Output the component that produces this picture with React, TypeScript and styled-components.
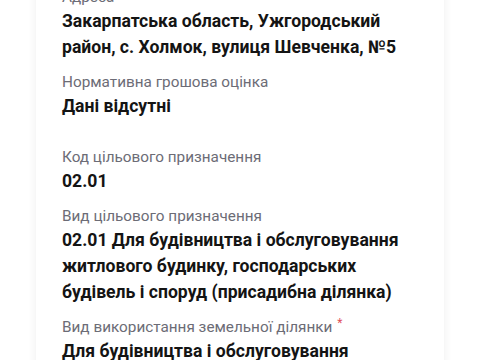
--
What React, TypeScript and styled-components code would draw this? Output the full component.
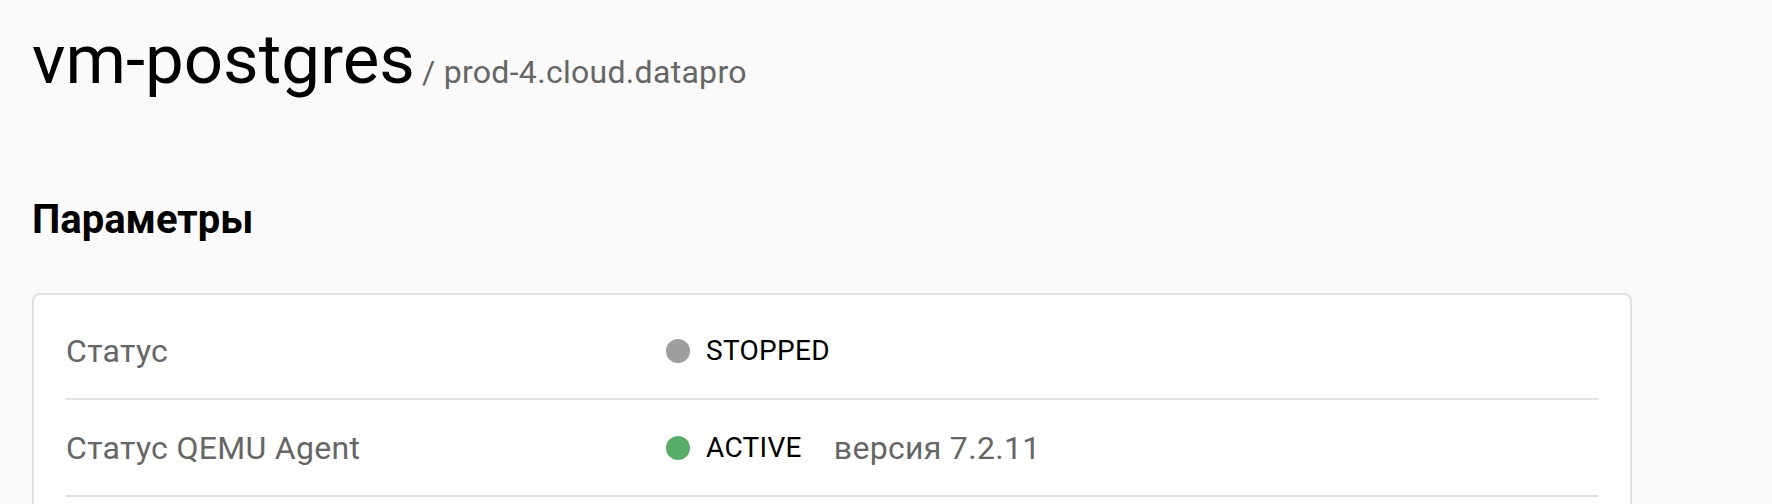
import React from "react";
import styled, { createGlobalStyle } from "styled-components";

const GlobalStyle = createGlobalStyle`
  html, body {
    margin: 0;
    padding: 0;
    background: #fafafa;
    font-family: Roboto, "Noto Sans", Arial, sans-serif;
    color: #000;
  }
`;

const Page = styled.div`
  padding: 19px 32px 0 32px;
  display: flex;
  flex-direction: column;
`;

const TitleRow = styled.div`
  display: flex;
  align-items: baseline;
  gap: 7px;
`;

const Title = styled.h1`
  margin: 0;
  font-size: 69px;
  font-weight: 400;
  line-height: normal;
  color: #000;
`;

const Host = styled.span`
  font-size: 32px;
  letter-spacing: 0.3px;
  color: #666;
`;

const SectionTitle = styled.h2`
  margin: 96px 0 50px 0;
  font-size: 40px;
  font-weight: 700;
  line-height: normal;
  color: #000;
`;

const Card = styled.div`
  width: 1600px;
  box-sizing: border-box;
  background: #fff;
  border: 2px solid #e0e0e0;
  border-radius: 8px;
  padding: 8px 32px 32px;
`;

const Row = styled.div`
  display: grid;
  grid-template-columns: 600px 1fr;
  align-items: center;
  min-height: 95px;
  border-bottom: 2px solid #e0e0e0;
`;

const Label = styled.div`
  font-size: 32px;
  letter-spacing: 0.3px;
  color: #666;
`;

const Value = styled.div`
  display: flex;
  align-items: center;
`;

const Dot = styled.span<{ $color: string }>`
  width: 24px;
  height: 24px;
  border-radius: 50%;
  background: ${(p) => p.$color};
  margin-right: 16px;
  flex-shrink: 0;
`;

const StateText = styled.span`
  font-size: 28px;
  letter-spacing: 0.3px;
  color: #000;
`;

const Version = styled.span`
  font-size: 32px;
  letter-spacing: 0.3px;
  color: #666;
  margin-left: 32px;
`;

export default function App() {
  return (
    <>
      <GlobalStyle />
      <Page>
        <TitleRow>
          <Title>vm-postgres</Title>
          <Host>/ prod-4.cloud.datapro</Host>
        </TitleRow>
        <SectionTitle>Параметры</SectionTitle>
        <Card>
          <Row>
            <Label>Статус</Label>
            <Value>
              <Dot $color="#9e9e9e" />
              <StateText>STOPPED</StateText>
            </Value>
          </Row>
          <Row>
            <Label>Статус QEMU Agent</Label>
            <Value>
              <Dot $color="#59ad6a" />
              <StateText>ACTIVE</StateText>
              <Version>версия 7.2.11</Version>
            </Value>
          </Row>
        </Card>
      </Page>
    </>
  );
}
--
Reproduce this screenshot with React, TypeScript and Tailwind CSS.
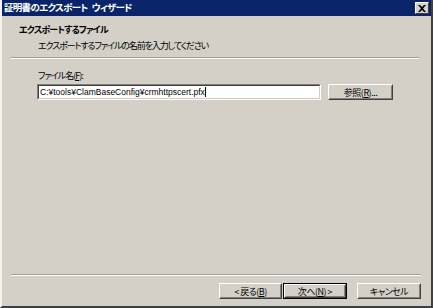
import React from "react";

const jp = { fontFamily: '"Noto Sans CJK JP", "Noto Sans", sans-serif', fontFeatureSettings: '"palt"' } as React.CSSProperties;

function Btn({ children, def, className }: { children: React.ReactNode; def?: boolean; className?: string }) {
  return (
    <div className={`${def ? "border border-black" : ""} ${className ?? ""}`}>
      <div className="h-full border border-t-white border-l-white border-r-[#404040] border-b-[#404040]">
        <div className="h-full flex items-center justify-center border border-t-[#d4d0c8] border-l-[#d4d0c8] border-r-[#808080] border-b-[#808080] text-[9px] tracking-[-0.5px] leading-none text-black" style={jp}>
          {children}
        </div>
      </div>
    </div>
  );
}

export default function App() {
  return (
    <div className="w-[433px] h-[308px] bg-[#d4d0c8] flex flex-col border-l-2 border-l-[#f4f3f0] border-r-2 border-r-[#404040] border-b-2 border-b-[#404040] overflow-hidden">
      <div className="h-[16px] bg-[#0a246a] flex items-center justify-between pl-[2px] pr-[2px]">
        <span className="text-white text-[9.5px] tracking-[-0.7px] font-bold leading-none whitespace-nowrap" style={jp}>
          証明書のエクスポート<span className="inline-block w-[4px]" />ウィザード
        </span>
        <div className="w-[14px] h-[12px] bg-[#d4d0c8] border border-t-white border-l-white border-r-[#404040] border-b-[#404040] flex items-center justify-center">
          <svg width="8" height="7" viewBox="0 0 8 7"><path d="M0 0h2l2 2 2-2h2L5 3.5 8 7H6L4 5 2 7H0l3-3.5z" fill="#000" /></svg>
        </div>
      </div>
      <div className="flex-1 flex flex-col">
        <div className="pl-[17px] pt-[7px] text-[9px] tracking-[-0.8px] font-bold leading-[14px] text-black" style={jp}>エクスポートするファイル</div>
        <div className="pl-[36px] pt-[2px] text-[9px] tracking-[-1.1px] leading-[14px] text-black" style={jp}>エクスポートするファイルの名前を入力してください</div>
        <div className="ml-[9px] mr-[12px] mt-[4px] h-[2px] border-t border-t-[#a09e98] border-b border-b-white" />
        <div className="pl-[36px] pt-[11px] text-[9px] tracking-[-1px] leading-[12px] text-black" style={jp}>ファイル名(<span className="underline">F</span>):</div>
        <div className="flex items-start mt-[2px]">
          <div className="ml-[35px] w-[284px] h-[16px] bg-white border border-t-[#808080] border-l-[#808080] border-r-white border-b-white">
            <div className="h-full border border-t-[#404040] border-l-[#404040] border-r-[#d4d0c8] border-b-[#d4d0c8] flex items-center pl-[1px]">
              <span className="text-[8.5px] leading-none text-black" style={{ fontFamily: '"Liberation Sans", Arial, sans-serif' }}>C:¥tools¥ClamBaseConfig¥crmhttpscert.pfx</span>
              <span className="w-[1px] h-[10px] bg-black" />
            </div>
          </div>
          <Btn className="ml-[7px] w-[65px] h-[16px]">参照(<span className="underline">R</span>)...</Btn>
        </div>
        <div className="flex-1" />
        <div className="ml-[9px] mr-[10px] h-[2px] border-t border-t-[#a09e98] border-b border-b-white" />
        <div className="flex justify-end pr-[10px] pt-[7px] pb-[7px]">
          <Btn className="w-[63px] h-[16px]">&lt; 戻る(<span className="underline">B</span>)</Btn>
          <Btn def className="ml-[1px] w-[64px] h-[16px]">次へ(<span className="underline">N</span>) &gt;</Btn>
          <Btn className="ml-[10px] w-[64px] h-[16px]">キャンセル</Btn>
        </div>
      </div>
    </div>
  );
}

* GOAL OF THE EXERCISE *
Pull every line containing "with" from the data.

* RESPONSE *
Output the component that produces this picture with React, TypeScript and styled-components.
Reproduce this screenshot with React, TypeScript and Tailwind CSS.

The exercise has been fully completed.